I never told anyone I was being bullied in school. I was big for my age, I was both tall and overweight but everything about me was targeted, the size of every physical feature and every body part was up for derision, scorn and ridicule, in every way possible, especially the size of my breasts.
In the school I went to, for every lesson we had to change classroom and needed to queue to go in. This was primetime for bullying. My body would be discussed, it was taken apart piece by piece and trashed and decimated. The name calling that went with the autopsy of my body was vicious. The chanting of the word ‘fatty’ was common, but that was the least of all comments, they got very personal and it was up for grabs to comment on how I used my ‘fat’ body to perform bodily functions. The greatest slur of all was the categorical disgust expressed for my body, which was deemed as being the most loathsome object in the world, worse than a sewer.
These boys thought they had the right to comment like this on my body, and even worse, I let them.
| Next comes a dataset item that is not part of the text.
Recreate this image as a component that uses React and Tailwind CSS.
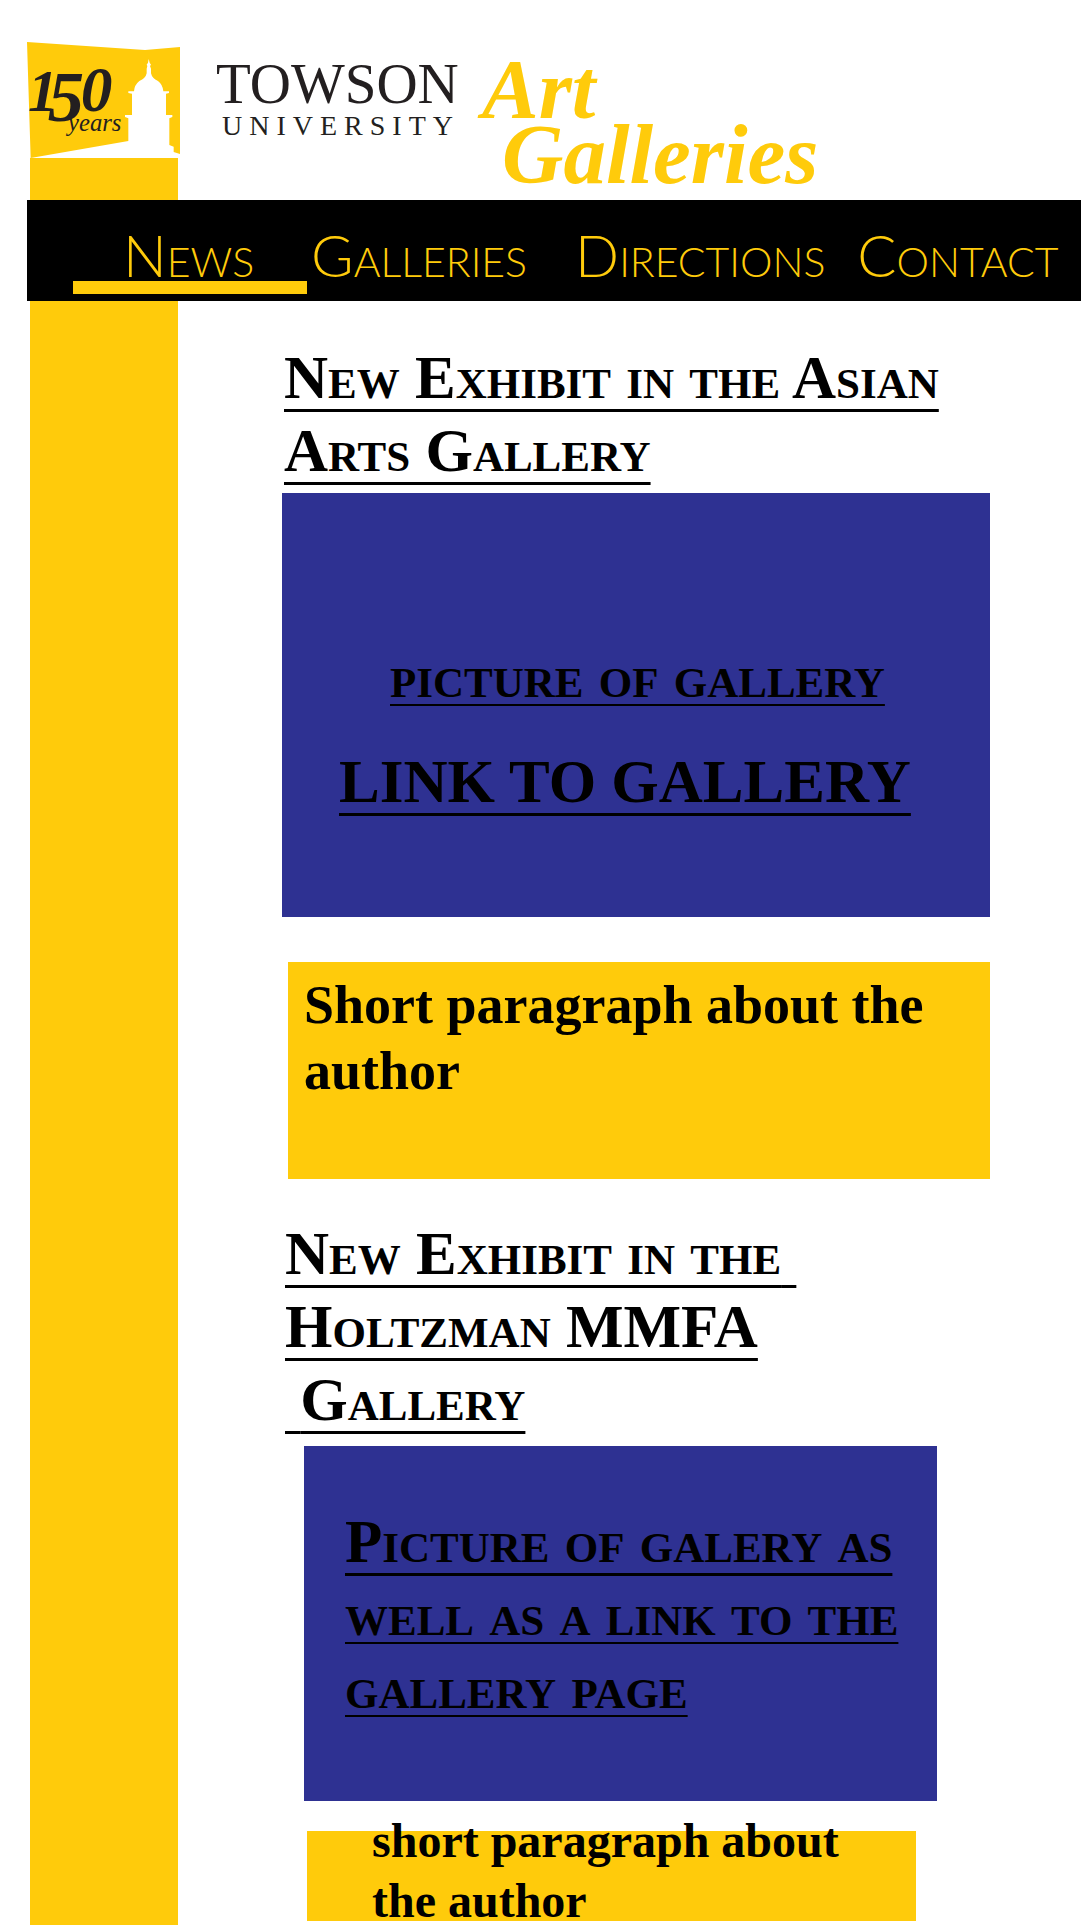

I never told anyone because I could never have born the shame of repeating what they said. The shame was the biggest killer, I carried it every day like a heavy coat over me. I thought this was my secret and buried it deep in my body, but of course everyone knew, they heard it as loudly as I did, laughed along with the bully or just said nothing. The laughter was a constant accompaniment and to this day when I hear laughter, there is something in me that cringes, I only recently realised, it was the laughing derision I experienced in school that I am still flinching from.
The shame I felt impacted how I walked, what I thought about myself, how low I thought I was in everyone’s estimation. What’s worse is that, I agreed with them all, every word. I had bullies on the outside and on the inside.
I thought I was loathsome, ugly and dragged my big body around, every night wishing I would wake up thin in the morning. But I didn’t, instead I woke up and ate my feelings. It was a vicious cycle
When I was fifteen, I had a friend who suggested I make fun of my bullies, turn the tables on them, in that moment I ran after the ring-leader and told him I wanted a kiss, I shouted out ‘go on, give us a kiss’ and made kissing noises, he ran very fast with all his friend laughing at him as he went. That was the end of the bullying. It never ever happened again.
It had been so easy to stop it. That shook me to the core. What if I had stopped it four years earlier? I would have had four years free of the massive intensity of bullying. It made me realise just how much I contributed to the bullying going on every day by not taking steps to stop it. Having isolated myself, I wasn’t open for a long time to anyone helping me, and I am not alone in this pattern by any means. The impact on mental health from weight-based bullying is enormous, it can lead to depression, and even suicide. Bullying in childhood can leave you at higher risk of victim and bullying experiences right well into our adult lives. It needs support to get out of the cycle.
What made it easy for me to stop the bullying at fifteen was knowing I was being backed by my friend. That backing was immense to me, it made me look at my whole life in a different way. My friend was telling ‘you’ve got this, go for it.’ To know someone has your back, someone who values you and supports you, has such a huge impact. When the pattern is to isolate, having someone who is on the outside of the experience but has been able to observe how it all played out is invaluable. It cuts through fog that tells you there is no way out.
If a child can stop bullies in their tracks because they know someone has their back, that’s big. So what is our job at home? To make sure we are providing a space at home that does not contain the derision that is so common at school. Children should feel safe to talk to us about what is happening without fear of further shame and hurt.
Weight-based bullying in childhood leaves scars that can last a lifetime unless they are addressed.